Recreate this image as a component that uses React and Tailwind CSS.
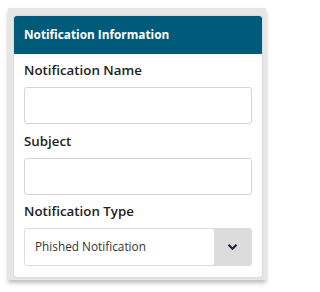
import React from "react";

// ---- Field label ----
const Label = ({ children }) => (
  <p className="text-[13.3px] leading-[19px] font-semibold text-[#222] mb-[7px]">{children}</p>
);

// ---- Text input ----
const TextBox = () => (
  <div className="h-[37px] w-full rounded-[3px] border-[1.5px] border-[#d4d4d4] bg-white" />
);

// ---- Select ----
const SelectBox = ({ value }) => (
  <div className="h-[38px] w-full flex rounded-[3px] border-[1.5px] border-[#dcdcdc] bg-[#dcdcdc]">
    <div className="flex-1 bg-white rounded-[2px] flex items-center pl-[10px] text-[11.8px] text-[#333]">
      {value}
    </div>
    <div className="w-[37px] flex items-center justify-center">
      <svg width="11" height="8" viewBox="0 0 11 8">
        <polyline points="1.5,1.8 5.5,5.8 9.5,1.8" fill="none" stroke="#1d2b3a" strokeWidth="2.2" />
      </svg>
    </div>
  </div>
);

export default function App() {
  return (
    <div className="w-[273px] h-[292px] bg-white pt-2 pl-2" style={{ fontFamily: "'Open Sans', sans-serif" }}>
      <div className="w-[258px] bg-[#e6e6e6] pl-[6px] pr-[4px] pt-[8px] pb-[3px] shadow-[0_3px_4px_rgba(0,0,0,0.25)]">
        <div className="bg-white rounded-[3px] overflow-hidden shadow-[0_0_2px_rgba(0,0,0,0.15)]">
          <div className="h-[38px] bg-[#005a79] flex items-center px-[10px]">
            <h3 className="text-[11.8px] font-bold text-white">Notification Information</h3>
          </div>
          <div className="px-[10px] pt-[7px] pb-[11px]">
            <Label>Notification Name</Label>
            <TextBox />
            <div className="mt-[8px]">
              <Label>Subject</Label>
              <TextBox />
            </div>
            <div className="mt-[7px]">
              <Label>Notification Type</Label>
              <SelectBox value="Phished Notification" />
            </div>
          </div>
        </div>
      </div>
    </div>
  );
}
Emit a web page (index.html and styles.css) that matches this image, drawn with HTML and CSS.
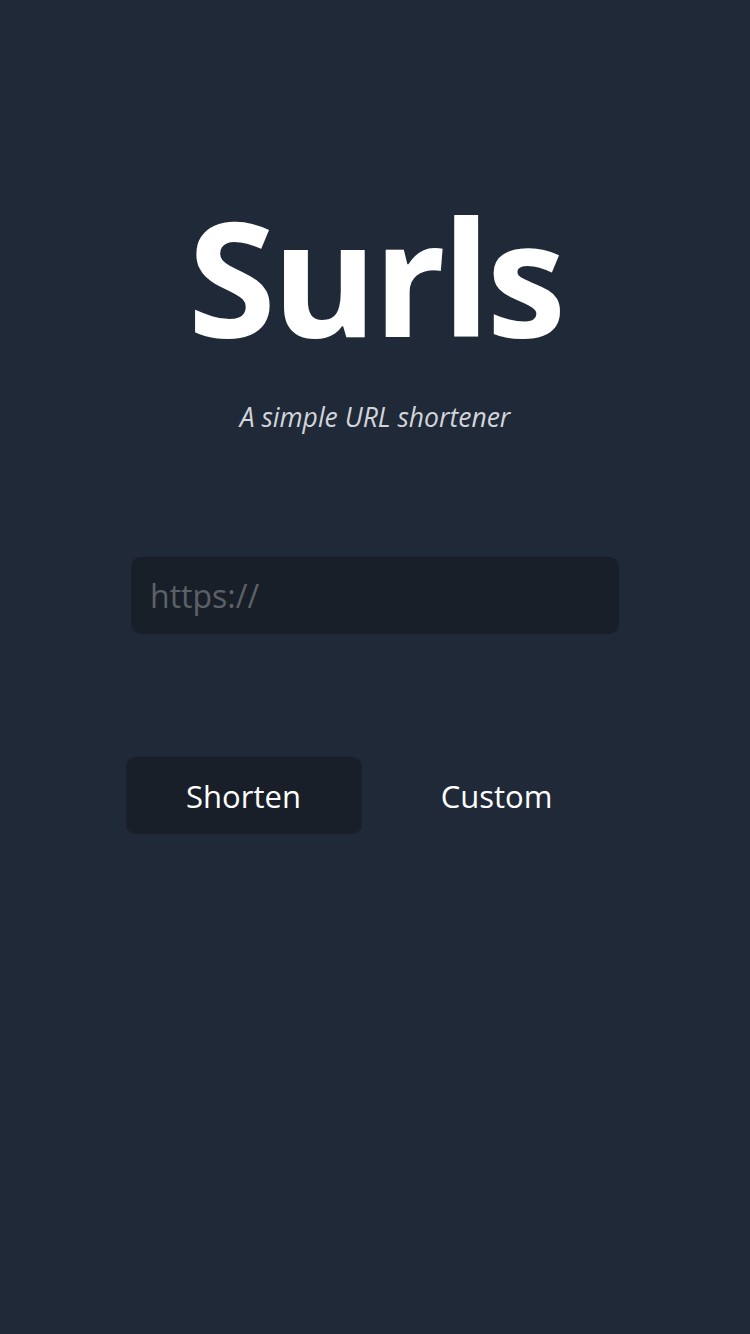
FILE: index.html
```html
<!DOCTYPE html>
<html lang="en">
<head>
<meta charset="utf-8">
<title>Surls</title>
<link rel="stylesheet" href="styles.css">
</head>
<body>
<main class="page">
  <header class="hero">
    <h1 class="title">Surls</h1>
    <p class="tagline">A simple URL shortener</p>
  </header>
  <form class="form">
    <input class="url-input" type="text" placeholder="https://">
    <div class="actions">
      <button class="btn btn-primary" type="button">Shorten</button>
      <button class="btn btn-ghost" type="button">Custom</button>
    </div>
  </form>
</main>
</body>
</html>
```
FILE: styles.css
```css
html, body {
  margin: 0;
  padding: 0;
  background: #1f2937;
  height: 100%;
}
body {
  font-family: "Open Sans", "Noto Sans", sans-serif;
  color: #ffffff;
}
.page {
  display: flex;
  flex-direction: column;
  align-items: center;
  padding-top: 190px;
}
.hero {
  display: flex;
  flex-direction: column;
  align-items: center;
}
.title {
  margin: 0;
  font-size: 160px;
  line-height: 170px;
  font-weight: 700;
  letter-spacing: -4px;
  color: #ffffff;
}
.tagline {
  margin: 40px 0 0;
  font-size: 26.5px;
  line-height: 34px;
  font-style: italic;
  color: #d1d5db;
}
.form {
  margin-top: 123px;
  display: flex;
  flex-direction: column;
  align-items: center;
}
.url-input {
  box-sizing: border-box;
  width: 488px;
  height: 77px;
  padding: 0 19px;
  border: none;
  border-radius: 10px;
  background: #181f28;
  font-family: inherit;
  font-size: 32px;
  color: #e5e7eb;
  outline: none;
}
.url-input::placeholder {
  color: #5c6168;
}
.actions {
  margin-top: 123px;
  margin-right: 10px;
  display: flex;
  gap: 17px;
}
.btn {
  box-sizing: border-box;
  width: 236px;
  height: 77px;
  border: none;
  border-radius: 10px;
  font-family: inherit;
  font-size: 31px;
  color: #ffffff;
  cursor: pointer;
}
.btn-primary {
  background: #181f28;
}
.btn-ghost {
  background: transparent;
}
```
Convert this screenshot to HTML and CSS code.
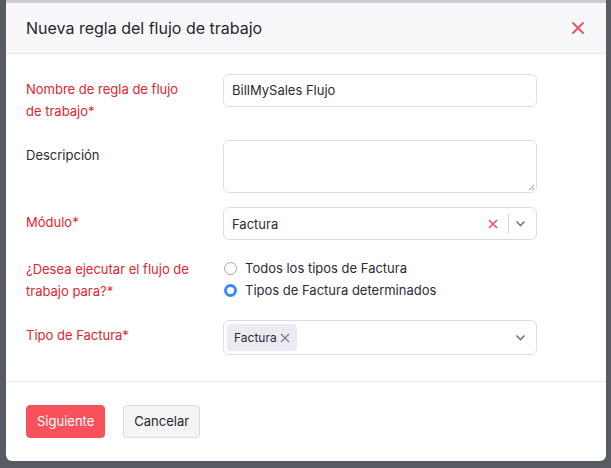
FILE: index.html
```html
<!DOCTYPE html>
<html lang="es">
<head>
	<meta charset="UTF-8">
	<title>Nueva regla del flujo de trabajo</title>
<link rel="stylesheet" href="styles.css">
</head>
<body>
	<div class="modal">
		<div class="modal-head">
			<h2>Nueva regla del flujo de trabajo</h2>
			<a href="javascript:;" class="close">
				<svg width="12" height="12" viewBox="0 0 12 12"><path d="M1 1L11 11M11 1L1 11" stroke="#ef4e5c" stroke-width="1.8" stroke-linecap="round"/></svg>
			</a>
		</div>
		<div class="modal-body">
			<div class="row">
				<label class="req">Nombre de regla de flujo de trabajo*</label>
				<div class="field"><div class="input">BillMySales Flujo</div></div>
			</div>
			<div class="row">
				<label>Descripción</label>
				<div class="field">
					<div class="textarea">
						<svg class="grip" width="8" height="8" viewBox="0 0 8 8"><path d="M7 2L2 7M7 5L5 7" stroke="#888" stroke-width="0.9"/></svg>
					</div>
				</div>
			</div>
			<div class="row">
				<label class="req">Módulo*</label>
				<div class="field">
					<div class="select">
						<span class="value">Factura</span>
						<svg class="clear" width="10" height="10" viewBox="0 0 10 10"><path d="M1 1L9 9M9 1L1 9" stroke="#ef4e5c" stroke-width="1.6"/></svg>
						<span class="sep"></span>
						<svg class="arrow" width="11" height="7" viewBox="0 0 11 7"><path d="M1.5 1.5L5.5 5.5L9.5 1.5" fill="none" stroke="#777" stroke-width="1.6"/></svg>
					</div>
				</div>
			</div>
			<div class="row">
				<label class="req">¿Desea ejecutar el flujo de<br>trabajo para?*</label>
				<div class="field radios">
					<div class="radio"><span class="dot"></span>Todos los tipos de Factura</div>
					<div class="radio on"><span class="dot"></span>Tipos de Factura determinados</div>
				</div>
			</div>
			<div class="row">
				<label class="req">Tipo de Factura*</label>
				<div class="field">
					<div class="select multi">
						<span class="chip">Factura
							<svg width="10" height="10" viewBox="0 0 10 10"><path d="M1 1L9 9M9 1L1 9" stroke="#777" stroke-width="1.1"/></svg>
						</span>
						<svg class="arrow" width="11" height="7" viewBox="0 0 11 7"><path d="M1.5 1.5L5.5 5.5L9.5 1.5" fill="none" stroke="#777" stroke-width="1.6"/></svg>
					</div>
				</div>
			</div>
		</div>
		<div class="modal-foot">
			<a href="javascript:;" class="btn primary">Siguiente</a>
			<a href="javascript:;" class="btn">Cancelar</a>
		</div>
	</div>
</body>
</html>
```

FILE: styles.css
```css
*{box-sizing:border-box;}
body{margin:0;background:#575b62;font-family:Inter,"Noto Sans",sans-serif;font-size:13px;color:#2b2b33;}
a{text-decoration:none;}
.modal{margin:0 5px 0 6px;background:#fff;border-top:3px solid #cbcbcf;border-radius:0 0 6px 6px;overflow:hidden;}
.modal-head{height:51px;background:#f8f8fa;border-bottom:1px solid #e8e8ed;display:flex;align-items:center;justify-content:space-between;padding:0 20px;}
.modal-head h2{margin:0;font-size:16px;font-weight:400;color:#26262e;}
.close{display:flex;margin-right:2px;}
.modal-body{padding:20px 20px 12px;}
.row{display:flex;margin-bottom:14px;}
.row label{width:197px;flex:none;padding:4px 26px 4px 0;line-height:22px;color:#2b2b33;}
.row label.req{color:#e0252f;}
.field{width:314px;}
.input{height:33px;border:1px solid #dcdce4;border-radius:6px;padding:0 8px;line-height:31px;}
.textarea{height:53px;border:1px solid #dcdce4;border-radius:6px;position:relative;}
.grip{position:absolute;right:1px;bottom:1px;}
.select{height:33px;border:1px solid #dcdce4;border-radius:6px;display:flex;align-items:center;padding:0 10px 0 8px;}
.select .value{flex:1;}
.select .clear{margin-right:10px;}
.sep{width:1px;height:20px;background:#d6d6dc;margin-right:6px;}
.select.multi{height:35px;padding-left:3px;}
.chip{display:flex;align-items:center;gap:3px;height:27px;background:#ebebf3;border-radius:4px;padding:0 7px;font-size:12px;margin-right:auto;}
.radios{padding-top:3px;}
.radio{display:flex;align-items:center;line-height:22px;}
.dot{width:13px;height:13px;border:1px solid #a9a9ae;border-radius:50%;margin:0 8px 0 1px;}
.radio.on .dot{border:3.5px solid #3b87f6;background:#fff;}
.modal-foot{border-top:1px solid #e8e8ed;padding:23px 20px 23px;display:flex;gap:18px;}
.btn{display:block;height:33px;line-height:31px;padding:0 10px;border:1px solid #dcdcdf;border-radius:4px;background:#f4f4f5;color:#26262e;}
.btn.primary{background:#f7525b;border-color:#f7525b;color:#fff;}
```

+--

- **Problem description**
Isolate each line of the listing above that includes "this". Copy it.

- **The solution**
Recreate this image as a component that uses React and Tailwind CSS.
Emit a web page (index.html and styles.css) that matches this image, drawn with HTML and CSS.
Convert this screenshot to HTML and CSS code.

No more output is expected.